Buy a Staffing Agency in Phoenix, AZ
The Phoenix Staffing Market
Phoenix is one of the fastest-growing metros in the country. Population just crossed 1.6 million and the broader MSA is pushing 5 million. Construction, logistics, light industrial, healthcare support, and administrative staffing are all active categories here.
That growth creates consistent demand for workforce placement. Employers in Phoenix hire aggressively during economic expansions and lean on staffing agencies to keep headcount flexible. That dynamic makes a well-run staffing book a relatively defensible cash flow asset.
At 24 active listings nationally (with state data insufficient to isolate Arizona-only volume), available inventory is tight. Phoenix deals that come to market tend to move.

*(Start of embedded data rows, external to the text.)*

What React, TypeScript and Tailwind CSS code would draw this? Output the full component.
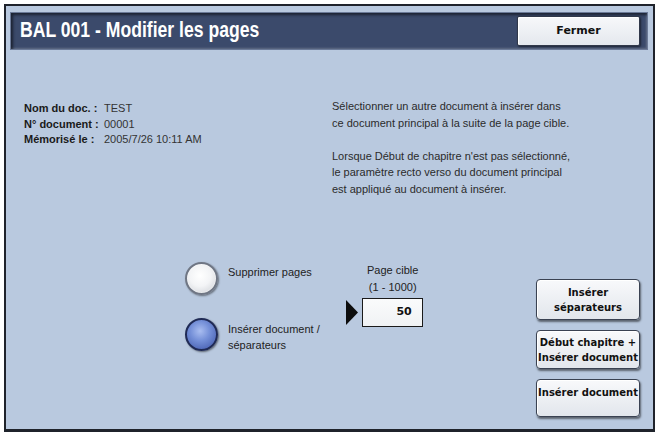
export default function App() {
  return (
    <div className="w-[660px] h-[437px] bg-white pt-[4px] pl-[4px] pr-[5px] pb-[5px] font-['Liberation_Sans',Arial,sans-serif]">
      <div className="h-full border-2 border-[#1f232b] border-b-[3px] bg-[#b9c9df] flex flex-col">
        {/* Header */}
        <div className="mt-[6px] ml-[4px] mr-[5px] h-[38px] flex items-center justify-between bg-[#3b4a6b] border border-[#6b7a98] shadow-[inset_2px_2px_3px_rgba(0,0,0,0.55),inset_-1px_-1px_2px_rgba(255,255,255,0.2)]">
          <h1 className="pl-[9px] w-[300px] whitespace-nowrap">
            <span className="inline-block origin-left scale-x-[0.8] text-white text-[22px] font-bold leading-none font-['Liberation_Sans',Arial,sans-serif]">
              BAL 001 - Modifier les pages
            </span>
          </h1>
          <button className="mr-[7px] w-[123px] h-[30px] rounded-[2px] border border-[#30384a] bg-[linear-gradient(#f7f8fa,#e4e8ee)] shadow-[inset_1px_1px_0_#fff,1px_1px_2px_rgba(0,0,0,0.5)] text-[11px] font-bold text-[#111] font-['DejaVu_Sans',sans-serif]">
            Fermer
          </button>
        </div>

        {/* Info + description */}
        <div className="mt-[51px] flex">
          <div className="pl-[18px] w-[326px] text-[11px] leading-[15.5px] text-[#1a1a1a]">
            <div className="flex">
              <span className="w-[80px] font-bold">Nom du doc. :</span>
              <span className="text-[#333]">TEST</span>
            </div>
            <div className="flex">
              <span className="w-[80px] font-bold">N° document :</span>
              <span className="text-[#333]">00001</span>
            </div>
            <div className="flex">
              <span className="w-[80px] font-bold">Mémorisé le :</span>
              <span className="text-[#333]">2005/7/26 10:11 AM</span>
            </div>
          </div>
          <div className="-mt-[3px] text-[11px] leading-[16.5px] text-[#2b2b2b]">
            <p>Sélectionner un autre document à insérer dans</p>
            <p>ce document principal à la suite de la page cible.</p>
            <p className="mt-[16.5px]">Lorsque Début de chapitre n'est pas sélectionné,</p>
            <p>le paramètre recto verso du document principal</p>
            <p>est appliqué au document à insérer.</p>
          </div>
        </div>

        {/* Options */}
        <div className="mt-auto pb-[12px] pr-[13px] flex items-start">
          <div className="ml-[179px] pt-[12px] flex flex-col gap-[23px]">
            <div className="flex items-start gap-[10px]">
              <div className="w-[33px] h-[33px] rounded-full border-2 border-[#6f7684] bg-[radial-gradient(circle_at_45%_40%,#ffffff_0%,#f3f4f6_45%,#c9ccd2_100%)] shadow-[1px_1px_2px_rgba(0,0,0,0.45),inset_0_0_2px_#fff]" />
              <span className="pt-[2px] text-[11px] leading-[16px] text-[#222]">Supprimer pages</span>
            </div>
            <div className="flex items-start gap-[10px]">
              <div className="w-[33px] h-[33px] rounded-full border-2 border-[#1f2a55] bg-[radial-gradient(circle_at_45%_38%,#a9bdf0_0%,#7590d8_40%,#3a52a6_100%)] shadow-[1px_1px_2px_rgba(0,0,0,0.5)]" />
              <span className="pt-[3px] text-[11px] leading-[16px] text-[#222]">
                Insérer document /<br />séparateurs
              </span>
            </div>
          </div>

          <div className="ml-[26px] pt-[12px] flex flex-col items-end">
            <div className="w-[64px] text-center text-[11px] leading-[16.5px] text-[#222] mr-[-2px]">
              <p>Page cible</p>
              <p>(1 - 1000)</p>
            </div>
            <div className="mt-[3px] flex items-center gap-[4px]">
              <svg width="12" height="25" viewBox="0 0 12 25">
                <polygon points="0,0 12,12.5 0,25" fill="#0d0d0d" />
              </svg>
              <div className="w-[61px] h-[29px] border border-[#1a1a1a] bg-[linear-gradient(#fafbfc,#f0f2f4)] flex items-center justify-end pr-[10px] text-[11px] font-bold text-[#111] font-['DejaVu_Sans',sans-serif]">
                50
              </div>
            </div>
          </div>

          <div className="ml-auto pt-[29px] flex flex-col gap-[10px]">
            <button className="w-[104px] h-[41px] rounded-[4px] border border-[#3a4252] bg-[linear-gradient(#f8f9fb,#e2e6ec)] shadow-[inset_1px_1px_0_#fff,1px_2px_2px_rgba(0,0,0,0.5)] text-[10px] leading-[15px] font-bold text-[#111] font-['DejaVu_Sans',sans-serif]">
              Insérer<br />séparateurs
            </button>
            <button className="w-[104px] h-[39px] rounded-[4px] border border-[#3a4252] bg-[linear-gradient(#f8f9fb,#e2e6ec)] shadow-[inset_1px_1px_0_#fff,1px_2px_2px_rgba(0,0,0,0.5)] text-[10px] leading-[15px] font-bold text-[#111] font-['DejaVu_Sans',sans-serif]">
              Début chapitre +<br />Insérer document
            </button>
            <button className="w-[104px] h-[38px] rounded-[4px] border border-[#3a4252] bg-[linear-gradient(#f8f9fb,#e2e6ec)] shadow-[inset_1px_1px_0_#fff,1px_2px_2px_rgba(0,0,0,0.5)] text-[10px] leading-[15px] font-bold text-[#111] font-['DejaVu_Sans',sans-serif] flex items-start justify-center pt-[5px]">
              Insérer document
            </button>
          </div>
        </div>
      </div>
    </div>
  );
}
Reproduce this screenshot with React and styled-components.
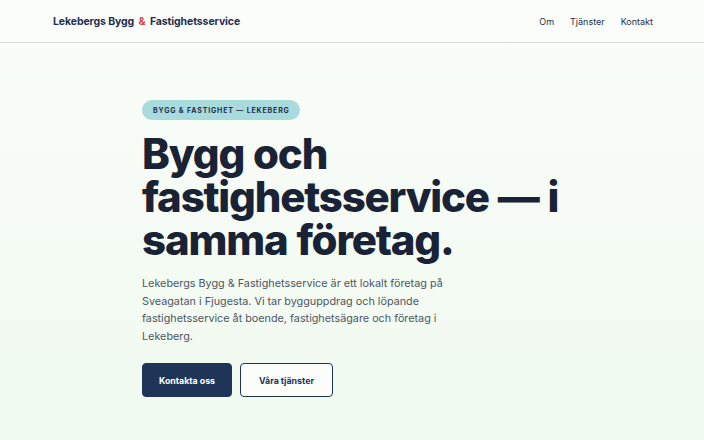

Deal Economics for Phoenix Staffing Agencies
The median asking price nationally sits at $816,000 at a 2.7x cash flow multiple, with median cash flow of $291,510. The full range runs from $69,000 to $12,000,000, so buyer intent matters. A micro-agency doing temp placements for a handful of local restaurants is a different animal than a mid-market shop with $8M in revenue and enterprise clients.
Here is what a deal at the median looks like:
- Asking price: $816,000
- Annual cash flow: $291,510
- Implied multiple: 2.7x
- SBA loan (80%): $652,800
- Seller note (15%, full standby at 0%): $122,400
- Buyer cash (5%): $40,800
- Equity injection (10%): $81,600 (structured as $40,800 cash + $40,800 seller note on standby)
- Approximate annual debt service (10-year term, ~10.5% rate): ~$101,000
- DSCR: ~2.9x
That is a clean deal at 2.7x. 2.9x DSCR gives you real cushion. You can absorb a client loss or a slow quarter without approaching distress.
These are rough estimates based on market data. Actual terms depend on individual qualification and lender.
According to Regalis Capital's deal team, a staffing agency acquisition at the national median of $816,000 with $291,510 in annual cash flow produces approximately 2.9x debt service coverage using SBA 7(a) financing at current rates. The 10% equity injection is typically structured as 5% buyer cash ($40,800) plus a 5% seller note on full standby acting as equity.
What to Look for When Buying a Phoenix Staffing Agency
Client concentration is the first thing we examine. If 60% of billings come from one employer, you are buying a vendor relationship, not a business. The client can renegotiate rates or cancel the contract the week after closing. Target books where no single client exceeds 20% of revenue.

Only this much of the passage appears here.